What needs to be done: Give every line back verbatim, dropping all images.

Collected data:
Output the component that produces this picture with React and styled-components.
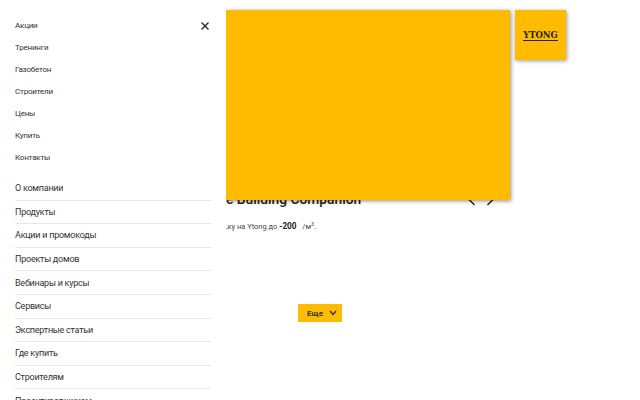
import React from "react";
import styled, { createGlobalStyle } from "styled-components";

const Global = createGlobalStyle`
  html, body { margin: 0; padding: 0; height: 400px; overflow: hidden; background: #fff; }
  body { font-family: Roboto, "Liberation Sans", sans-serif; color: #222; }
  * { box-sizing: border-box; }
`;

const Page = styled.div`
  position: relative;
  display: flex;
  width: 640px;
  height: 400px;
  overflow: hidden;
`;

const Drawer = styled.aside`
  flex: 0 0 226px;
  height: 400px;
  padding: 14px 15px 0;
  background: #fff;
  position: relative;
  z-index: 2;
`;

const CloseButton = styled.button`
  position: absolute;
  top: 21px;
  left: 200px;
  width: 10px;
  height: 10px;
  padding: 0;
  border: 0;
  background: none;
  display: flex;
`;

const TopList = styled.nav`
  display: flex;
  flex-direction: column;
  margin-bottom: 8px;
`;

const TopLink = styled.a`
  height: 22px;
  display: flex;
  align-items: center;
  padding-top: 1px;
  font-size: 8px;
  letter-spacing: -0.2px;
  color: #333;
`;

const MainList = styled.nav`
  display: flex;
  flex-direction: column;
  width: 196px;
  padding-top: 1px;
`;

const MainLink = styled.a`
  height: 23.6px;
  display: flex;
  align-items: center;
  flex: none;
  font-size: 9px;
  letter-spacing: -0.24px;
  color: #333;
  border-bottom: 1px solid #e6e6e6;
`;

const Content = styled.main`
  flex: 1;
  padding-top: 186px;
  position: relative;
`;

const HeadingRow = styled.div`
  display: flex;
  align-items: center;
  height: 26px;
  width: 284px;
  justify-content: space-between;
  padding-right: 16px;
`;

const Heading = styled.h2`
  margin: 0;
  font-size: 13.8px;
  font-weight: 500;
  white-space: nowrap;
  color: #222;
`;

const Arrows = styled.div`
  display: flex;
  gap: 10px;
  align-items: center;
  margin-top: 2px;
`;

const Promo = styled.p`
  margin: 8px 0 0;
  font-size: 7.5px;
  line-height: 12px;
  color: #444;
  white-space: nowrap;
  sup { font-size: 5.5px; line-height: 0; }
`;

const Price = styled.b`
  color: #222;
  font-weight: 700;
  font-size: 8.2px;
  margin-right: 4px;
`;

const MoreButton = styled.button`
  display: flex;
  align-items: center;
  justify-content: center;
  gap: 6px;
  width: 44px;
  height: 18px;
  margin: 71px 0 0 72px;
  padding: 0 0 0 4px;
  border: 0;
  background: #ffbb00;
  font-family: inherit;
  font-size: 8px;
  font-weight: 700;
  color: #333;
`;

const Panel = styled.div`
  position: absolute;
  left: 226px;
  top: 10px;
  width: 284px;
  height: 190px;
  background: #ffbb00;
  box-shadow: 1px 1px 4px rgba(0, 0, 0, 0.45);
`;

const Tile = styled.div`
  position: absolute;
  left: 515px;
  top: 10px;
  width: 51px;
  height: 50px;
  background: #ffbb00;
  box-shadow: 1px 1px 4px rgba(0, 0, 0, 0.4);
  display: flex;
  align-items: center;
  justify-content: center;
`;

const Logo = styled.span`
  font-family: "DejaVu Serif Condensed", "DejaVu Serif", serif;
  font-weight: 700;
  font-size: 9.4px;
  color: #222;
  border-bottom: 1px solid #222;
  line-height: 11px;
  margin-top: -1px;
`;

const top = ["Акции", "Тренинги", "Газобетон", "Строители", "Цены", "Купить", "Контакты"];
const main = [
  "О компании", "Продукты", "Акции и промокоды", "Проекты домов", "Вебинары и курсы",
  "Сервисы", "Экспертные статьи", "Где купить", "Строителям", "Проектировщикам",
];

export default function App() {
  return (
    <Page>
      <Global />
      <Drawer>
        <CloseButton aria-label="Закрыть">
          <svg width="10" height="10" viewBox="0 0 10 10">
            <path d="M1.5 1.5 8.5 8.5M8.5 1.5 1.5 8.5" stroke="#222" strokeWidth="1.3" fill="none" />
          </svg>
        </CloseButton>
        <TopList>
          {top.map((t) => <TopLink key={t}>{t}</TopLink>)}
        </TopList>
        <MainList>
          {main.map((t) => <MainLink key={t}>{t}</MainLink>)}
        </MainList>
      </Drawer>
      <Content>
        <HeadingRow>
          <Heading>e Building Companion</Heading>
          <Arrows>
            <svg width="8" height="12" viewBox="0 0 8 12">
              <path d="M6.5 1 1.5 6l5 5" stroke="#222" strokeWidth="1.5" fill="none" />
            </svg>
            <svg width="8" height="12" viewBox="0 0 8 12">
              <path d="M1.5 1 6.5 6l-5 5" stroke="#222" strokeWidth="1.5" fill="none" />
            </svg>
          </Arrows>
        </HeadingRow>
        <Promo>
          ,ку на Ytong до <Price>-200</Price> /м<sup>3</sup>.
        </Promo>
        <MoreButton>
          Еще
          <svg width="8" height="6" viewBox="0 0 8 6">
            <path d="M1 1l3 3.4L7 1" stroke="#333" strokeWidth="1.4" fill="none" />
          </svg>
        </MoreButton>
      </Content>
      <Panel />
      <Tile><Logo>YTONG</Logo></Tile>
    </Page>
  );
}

Answer to the task:
Output the component that produces this picture with React and styled-components.
import React from "react";
import styled, { createGlobalStyle } from "styled-components";

const Global = createGlobalStyle`
  html, body { margin: 0; padding: 0; height: 400px; overflow: hidden; background: #fff; }
  body { font-family: Roboto, "Liberation Sans", sans-serif; color: #222; }
  * { box-sizing: border-box; }
`;

const Page = styled.div`
  position: relative;
  display: flex;
  width: 640px;
  height: 400px;
  overflow: hidden;
`;

const Drawer = styled.aside`
  flex: 0 0 226px;
  height: 400px;
  padding: 14px 15px 0;
  background: #fff;
  position: relative;
  z-index: 2;
`;

const CloseButton = styled.button`
  position: absolute;
  top: 21px;
  left: 200px;
  width: 10px;
  height: 10px;
  padding: 0;
  border: 0;
  background: none;
  display: flex;
`;

const TopList = styled.nav`
  display: flex;
  flex-direction: column;
  margin-bottom: 8px;
`;

const TopLink = styled.a`
  height: 22px;
  display: flex;
  align-items: center;
  padding-top: 1px;
  font-size: 8px;
  letter-spacing: -0.2px;
  color: #333;
`;

const MainList = styled.nav`
  display: flex;
  flex-direction: column;
  width: 196px;
  padding-top: 1px;
`;

const MainLink = styled.a`
  height: 23.6px;
  display: flex;
  align-items: center;
  flex: none;
  font-size: 9px;
  letter-spacing: -0.24px;
  color: #333;
  border-bottom: 1px solid #e6e6e6;
`;

const Content = styled.main`
  flex: 1;
  padding-top: 186px;
  position: relative;
`;

const HeadingRow = styled.div`
  display: flex;
  align-items: center;
  height: 26px;
  width: 284px;
  justify-content: space-between;
  padding-right: 16px;
`;

const Heading = styled.h2`
  margin: 0;
  font-size: 13.8px;
  font-weight: 500;
  white-space: nowrap;
  color: #222;
`;

const Arrows = styled.div`
  display: flex;
  gap: 10px;
  align-items: center;
  margin-top: 2px;
`;

const Promo = styled.p`
  margin: 8px 0 0;
  font-size: 7.5px;
  line-height: 12px;
  color: #444;
  white-space: nowrap;
  sup { font-size: 5.5px; line-height: 0; }
`;

const Price = styled.b`
  color: #222;
  font-weight: 700;
  font-size: 8.2px;
  margin-right: 4px;
`;

const MoreButton = styled.button`
  display: flex;
  align-items: center;
  justify-content: center;
  gap: 6px;
  width: 44px;
  height: 18px;
  margin: 71px 0 0 72px;
  padding: 0 0 0 4px;
  border: 0;
  background: #ffbb00;
  font-family: inherit;
  font-size: 8px;
  font-weight: 700;
  color: #333;
`;

const Panel = styled.div`
  position: absolute;
  left: 226px;
  top: 10px;
  width: 284px;
  height: 190px;
  background: #ffbb00;
  box-shadow: 1px 1px 4px rgba(0, 0, 0, 0.45);
`;

const Tile = styled.div`
  position: absolute;
  left: 515px;
  top: 10px;
  width: 51px;
  height: 50px;
  background: #ffbb00;
  box-shadow: 1px 1px 4px rgba(0, 0, 0, 0.4);
  display: flex;
  align-items: center;
  justify-content: center;
`;

const Logo = styled.span`
  font-family: "DejaVu Serif Condensed", "DejaVu Serif", serif;
  font-weight: 700;
  font-size: 9.4px;
  color: #222;
  border-bottom: 1px solid #222;
  line-height: 11px;
  margin-top: -1px;
`;

const top = ["Акции", "Тренинги", "Газобетон", "Строители", "Цены", "Купить", "Контакты"];
const main = [
  "О компании", "Продукты", "Акции и промокоды", "Проекты домов", "Вебинары и курсы",
  "Сервисы", "Экспертные статьи", "Где купить", "Строителям", "Проектировщикам",
];

export default function App() {
  return (
    <Page>
      <Global />
      <Drawer>
        <CloseButton aria-label="Закрыть">
          <svg width="10" height="10" viewBox="0 0 10 10">
            <path d="M1.5 1.5 8.5 8.5M8.5 1.5 1.5 8.5" stroke="#222" strokeWidth="1.3" fill="none" />
          </svg>
        </CloseButton>
        <TopList>
          {top.map((t) => <TopLink key={t}>{t}</TopLink>)}
        </TopList>
        <MainList>
          {main.map((t) => <MainLink key={t}>{t}</MainLink>)}
        </MainList>
      </Drawer>
      <Content>
        <HeadingRow>
          <Heading>e Building Companion</Heading>
          <Arrows>
            <svg width="8" height="12" viewBox="0 0 8 12">
              <path d="M6.5 1 1.5 6l5 5" stroke="#222" strokeWidth="1.5" fill="none" />
            </svg>
            <svg width="8" height="12" viewBox="0 0 8 12">
              <path d="M1.5 1 6.5 6l-5 5" stroke="#222" strokeWidth="1.5" fill="none" />
            </svg>
          </Arrows>
        </HeadingRow>
        <Promo>
          ,ку на Ytong до <Price>-200</Price> /м<sup>3</sup>.
        </Promo>
        <MoreButton>
          Еще
          <svg width="8" height="6" viewBox="0 0 8 6">
            <path d="M1 1l3 3.4L7 1" stroke="#333" strokeWidth="1.4" fill="none" />
          </svg>
        </MoreButton>
      </Content>
      <Panel />
      <Tile><Logo>YTONG</Logo></Tile>
    </Page>
  );
}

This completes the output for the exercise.